**REQUIREMENTS**
Type out the complete listing below word for word, without its pictures.

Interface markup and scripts
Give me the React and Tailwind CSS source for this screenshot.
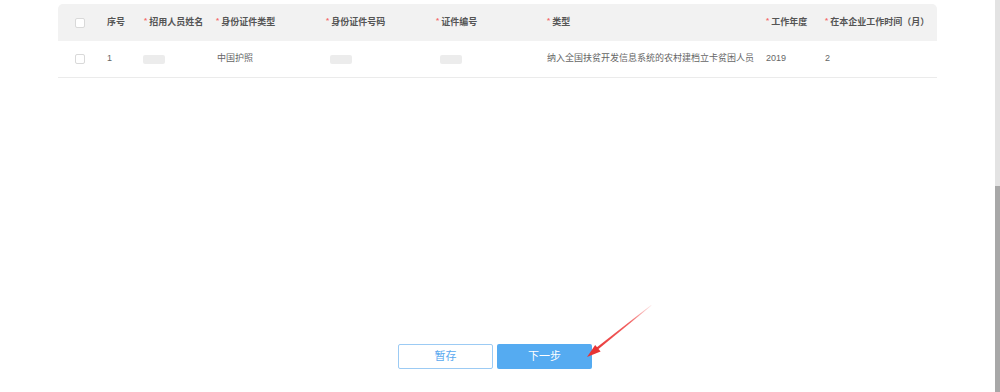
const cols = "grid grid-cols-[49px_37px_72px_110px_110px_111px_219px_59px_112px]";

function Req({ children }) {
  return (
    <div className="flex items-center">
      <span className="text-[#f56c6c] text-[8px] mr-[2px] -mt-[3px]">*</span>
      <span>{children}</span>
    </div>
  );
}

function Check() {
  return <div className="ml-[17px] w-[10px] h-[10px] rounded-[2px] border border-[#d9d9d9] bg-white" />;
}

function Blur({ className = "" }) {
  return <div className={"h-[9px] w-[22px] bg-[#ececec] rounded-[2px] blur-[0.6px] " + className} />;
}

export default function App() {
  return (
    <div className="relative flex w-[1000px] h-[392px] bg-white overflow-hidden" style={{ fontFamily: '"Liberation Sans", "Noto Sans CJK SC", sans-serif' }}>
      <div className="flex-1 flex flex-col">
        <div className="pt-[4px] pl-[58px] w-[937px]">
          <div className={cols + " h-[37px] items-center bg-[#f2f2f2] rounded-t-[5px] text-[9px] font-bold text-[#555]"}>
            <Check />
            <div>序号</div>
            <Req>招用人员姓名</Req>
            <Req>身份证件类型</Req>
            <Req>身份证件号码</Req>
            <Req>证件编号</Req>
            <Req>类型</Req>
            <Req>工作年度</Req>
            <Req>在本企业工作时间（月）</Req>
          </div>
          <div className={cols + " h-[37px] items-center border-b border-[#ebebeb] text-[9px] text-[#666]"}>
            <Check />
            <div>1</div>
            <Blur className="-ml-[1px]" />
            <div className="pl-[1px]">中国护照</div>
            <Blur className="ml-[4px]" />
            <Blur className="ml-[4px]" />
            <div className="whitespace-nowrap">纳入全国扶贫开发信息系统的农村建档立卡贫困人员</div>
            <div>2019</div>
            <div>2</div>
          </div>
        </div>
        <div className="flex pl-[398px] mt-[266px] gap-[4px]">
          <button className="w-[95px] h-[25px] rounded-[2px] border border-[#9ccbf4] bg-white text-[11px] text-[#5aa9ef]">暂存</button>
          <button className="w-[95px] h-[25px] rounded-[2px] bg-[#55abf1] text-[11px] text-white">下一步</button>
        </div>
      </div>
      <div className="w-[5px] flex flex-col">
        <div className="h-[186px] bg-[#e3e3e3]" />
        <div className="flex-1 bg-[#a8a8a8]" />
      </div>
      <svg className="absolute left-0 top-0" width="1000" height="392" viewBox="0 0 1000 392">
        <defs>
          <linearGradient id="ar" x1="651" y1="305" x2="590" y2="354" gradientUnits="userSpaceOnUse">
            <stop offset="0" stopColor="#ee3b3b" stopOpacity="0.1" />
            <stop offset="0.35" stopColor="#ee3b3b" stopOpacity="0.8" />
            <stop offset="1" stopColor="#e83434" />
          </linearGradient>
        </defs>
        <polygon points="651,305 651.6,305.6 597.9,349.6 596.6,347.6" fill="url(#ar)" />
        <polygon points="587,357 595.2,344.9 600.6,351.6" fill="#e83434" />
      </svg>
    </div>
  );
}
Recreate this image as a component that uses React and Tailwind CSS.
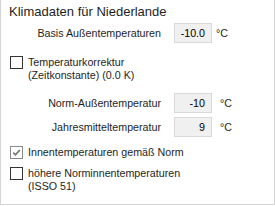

**WRITTEN SOLUTION**
Give me the React and Tailwind CSS source for this screenshot.
const cols = "grid grid-cols-[49px_37px_72px_110px_110px_111px_219px_59px_112px]";

function Req({ children }) {
  return (
    <div className="flex items-center">
      <span className="text-[#f56c6c] text-[8px] mr-[2px] -mt-[3px]">*</span>
      <span>{children}</span>
    </div>
  );
}

function Check() {
  return <div className="ml-[17px] w-[10px] h-[10px] rounded-[2px] border border-[#d9d9d9] bg-white" />;
}

function Blur({ className = "" }) {
  return <div className={"h-[9px] w-[22px] bg-[#ececec] rounded-[2px] blur-[0.6px] " + className} />;
}

export default function App() {
  return (
    <div className="relative flex w-[1000px] h-[392px] bg-white overflow-hidden" style={{ fontFamily: '"Liberation Sans", "Noto Sans CJK SC", sans-serif' }}>
      <div className="flex-1 flex flex-col">
        <div className="pt-[4px] pl-[58px] w-[937px]">
          <div className={cols + " h-[37px] items-center bg-[#f2f2f2] rounded-t-[5px] text-[9px] font-bold text-[#555]"}>
            <Check />
            <div>序号</div>
            <Req>招用人员姓名</Req>
            <Req>身份证件类型</Req>
            <Req>身份证件号码</Req>
            <Req>证件编号</Req>
            <Req>类型</Req>
            <Req>工作年度</Req>
            <Req>在本企业工作时间（月）</Req>
          </div>
          <div className={cols + " h-[37px] items-center border-b border-[#ebebeb] text-[9px] text-[#666]"}>
            <Check />
            <div>1</div>
            <Blur className="-ml-[1px]" />
            <div className="pl-[1px]">中国护照</div>
            <Blur className="ml-[4px]" />
            <Blur className="ml-[4px]" />
            <div className="whitespace-nowrap">纳入全国扶贫开发信息系统的农村建档立卡贫困人员</div>
            <div>2019</div>
            <div>2</div>
          </div>
        </div>
        <div className="flex pl-[398px] mt-[266px] gap-[4px]">
          <button className="w-[95px] h-[25px] rounded-[2px] border border-[#9ccbf4] bg-white text-[11px] text-[#5aa9ef]">暂存</button>
          <button className="w-[95px] h-[25px] rounded-[2px] bg-[#55abf1] text-[11px] text-white">下一步</button>
        </div>
      </div>
      <div className="w-[5px] flex flex-col">
        <div className="h-[186px] bg-[#e3e3e3]" />
        <div className="flex-1 bg-[#a8a8a8]" />
      </div>
      <svg className="absolute left-0 top-0" width="1000" height="392" viewBox="0 0 1000 392">
        <defs>
          <linearGradient id="ar" x1="651" y1="305" x2="590" y2="354" gradientUnits="userSpaceOnUse">
            <stop offset="0" stopColor="#ee3b3b" stopOpacity="0.1" />
            <stop offset="0.35" stopColor="#ee3b3b" stopOpacity="0.8" />
            <stop offset="1" stopColor="#e83434" />
          </linearGradient>
        </defs>
        <polygon points="651,305 651.6,305.6 597.9,349.6 596.6,347.6" fill="url(#ar)" />
        <polygon points="587,357 595.2,344.9 600.6,351.6" fill="#e83434" />
      </svg>
    </div>
  );
}
Recreate this image as a component that uses React and Tailwind CSS.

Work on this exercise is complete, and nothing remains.